On May 4, 1807 William Gowen deeded 150 acres on the West Fork of Stone’s River to John Lawrence for $450, according to Rutherford County Deed Book E, pages 430 and 505. The trade, which involved the land that he had purchased at the sheriff’s sale in 1795, was completed October 5, 1807.
On March 1, 1809 “Joseph Gowen of Bedford County, Tennessee” was the grantor of 150 acres of land to “William Gowen of Rutherford County, Tennessee.” The land was described in Rutherford County Deed Book H, page 24, as “150 acres located on Cripple Creek on the east fork of Stone’s River on the south side of Cumberland River.” Consideration was $1 per acre.
On July 4, 1809 William Gowen purchased 150 acres of land in Rutherford County from his brother Joseph Gowen. On the following day he entered suit against Mark Mitchell and Robert H. Dyaer, and the jury awarded him $414 in a settlement. In 1809 “William Goins” paid a poll tax on “one adult male” and 47c tax on 150 acres of Rutherford County land. He again paid 47c tax on 150 acres and “one free poll” in 1810. He and Joseph Gowen were the only Gowens to appear in the county records in that year.
William Gowen in 1812 paid 51 cents in taxes on 275 acres located on Cripple Creek, according to the 1812 Rutherford County tax list. He also paid tax of 46 1/4 cents on 130 acres in 1812. William Gowen paid 46 cents tax on 150 acres and one free poll in 1813.
William Gowen on April 15, 1817 was appointed guardian for Joseph McFarland, “age 3 or 4 months, until he arrives at age 21,” according to Rutherford County Court Minute records. Francis Youree and Joseph Youree joined William Gowen as his bondsmen.
William Gowen was named as a juror in Rutherford County Court Minute Book S on July 22, 1823 [page 16], October 20, 1823 [page 113], October 21, 1823 [page 114], October 23, 1823 [page 131] and October 24, 1823 [page 133].
William Gowen, appeared in the 1810 census of Rutherford County as a head of a household.
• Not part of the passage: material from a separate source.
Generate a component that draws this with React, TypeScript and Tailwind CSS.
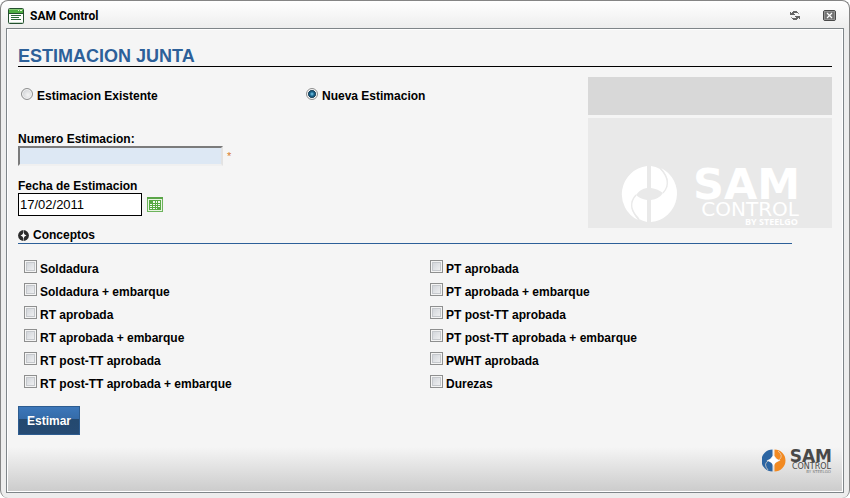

The family was rendered as:
“Gowen, William white male 26-45
white female 26-45
white male 10-16
white male 0-10”
This individual and Joseph Gowen were the only Gowen householders to appear in this enumeration. Davey Crockett, who was immortalized at the Alamo in Texas 26 years later, also appeared in this census.
William Gowen appeared as a taxpayer in Rutherford County in 1812, paying 51.75c on 275 acres of land located on Cripple Creek and 46.5c on 130 acres of land located elsewhere in the county. In 1813 he paid 46c tax on 150 acres of land and bought a poll tax. On July 16 of that year he purchased from Joseph Gowen some land “on Cripple Creek, east from Stone’s River” for $100, according to Rutherford County Deed Book K, page 28. Charles Lowe and Francis Yourie were witnesses to the transaction which was completed April 11, 1814, ac-cording to Rutherford County Deed Book K, page 44.
“William Gowen” appeared as the head of a household in the 1820 census of Rutherford County, page 175. The family was rendered as:
Gowen, William white male over 45
white female over 45″
“William Gowen” was named a juror July 22, 1823, according to Rutherford County Court Minute Book E, page 16. Four times in 1823 William Gowen was summoned to serve on the grand jury. On February 26, 1827, he was appointed one of three commissioners to settle the estate of Walter “Watt” Lowe, deceased.